In this scenario a fleet has members from two projects, Project 1 and Project 2.

Diagram showing a fleet with clusters from two projects.

The administrator would like to grant permissions to workloads running in a namespace in all clusters in Project 1, using regular Workload Identity Federation for GKE. However, because Cluster 4 is registered to the fleet, and Project 1 is the fleet host project, workloads on Cluster 4 in Project 2 will also get the same permissions.

Possible mitigation

As in the previous scenario, a possible mitigation here is to create a dedicated fleet host project with no clusters in it. Again, this lets the administrator distinguish between identities from the fleet identity pool and each cluster's project identity pool when setting up access control.

Scenario 4: Consider namespace sameness

Workload identity pools are not the only potential area for confusion when using Workload Identity Federation. As you know from Plan fleet features, many fleet features including fleet Workload Identity Federation use the assumption of namespace sameness to simplify configuration and management across the fleet.

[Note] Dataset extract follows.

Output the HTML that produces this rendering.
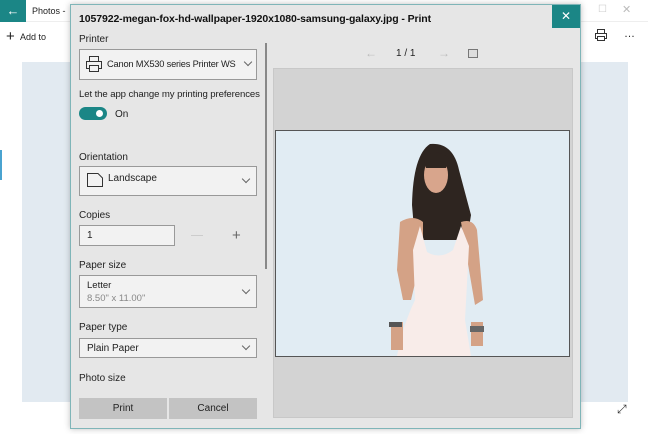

This means that the feature treats namespaces with the same name across multiple fleet member clusters as if they were the same namespace. In this example, an administrator has granted permissions to workloads in the NS1 namespace running on fleet member clusters Cluster 1 and Cluster 2.

Diagram showing clusters from two projects with the same namespace.

However, a user has (accidentally or maliciously) created a namespace with the same name on another fleet member cluster. Because of the assumption of namespace sameness, workloads in that namespace automatically gain the same privileges as legitimate NS1 workloads in Cluster 1 and Cluster 2.

Possible mitigation

Set permissions so that only a small group of trusted roles can create namespaces in clusters.